Schools adjust to proration, tap reserves

Published 3:24 am Saturday, October 3, 2009

Gov. Bob Riley declared a 7.5-percent proration rate earlier this week. That means that in order to maintain a balanced budget, the amount of money the state would allot to its school systems would be reduced by 7.5 percent.

School systems in Demopolis, Linden and Marengo County will all have to find ways to cut back on spending to make up for that lost revenue, but all were also grateful that it was announced early in the fiscal year (which began on Thursday) and for the amount to be prorated.

“It was good that they declared it early,” said Demopolis City Schools interim superintendent Dr. Neil Hyche. “That gives us time to make adjustments. We’ll be able to ride this one out in a positive way. We will have to tap into funds that we normally would not have to, and who knows? Last year, it started at a low number and went up to 9, 10, 11 percent. Who knows that that won’t happen again? We’ll have to be constantly aware of that and proceed accordingly.

“Hopefully, the economy – so we hear – is on the rebound, but it is very, very slowly. If the state revenues don’t come in, then ours don’t come in. We’ll just have to weather it, but we will be frugal with expenditures and make only those purchases that are necessary.
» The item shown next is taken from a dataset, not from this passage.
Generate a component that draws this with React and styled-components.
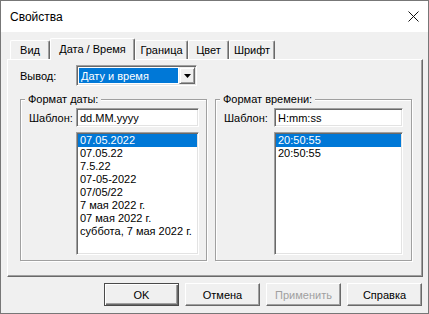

We want to operate this year so that we will end with a good, positive balance for the following year.”

After a year in which the proration rate went from 6 percent to 9 percent and then to 11 percent, some schools are still reeling from cuts from last year.
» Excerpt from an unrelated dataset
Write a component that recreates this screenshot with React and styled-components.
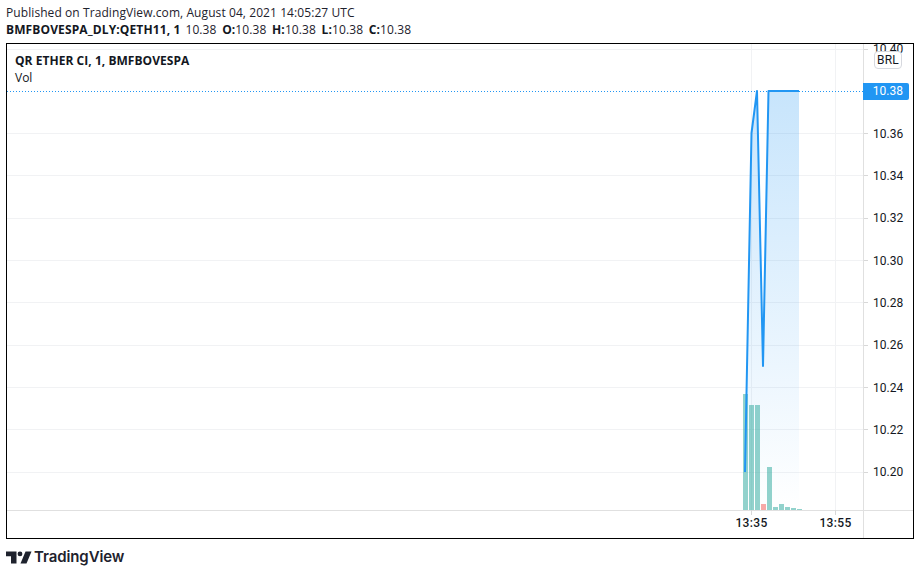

“About 90 percent of our budget goes to salaries and benefits,” said Marengo County Schools superintendent Luke Hallmark. “We’re going to be like a lot of systems. We’re going to have to rely a lot on our reserves. I don’t think there’s any way that we can cut enough to make up that kind of difference. I do hope that the announced 7.5-percent proration is higher than it actually will be, and maybe we’ll get some relief by the end of Fiscal Year 2010.”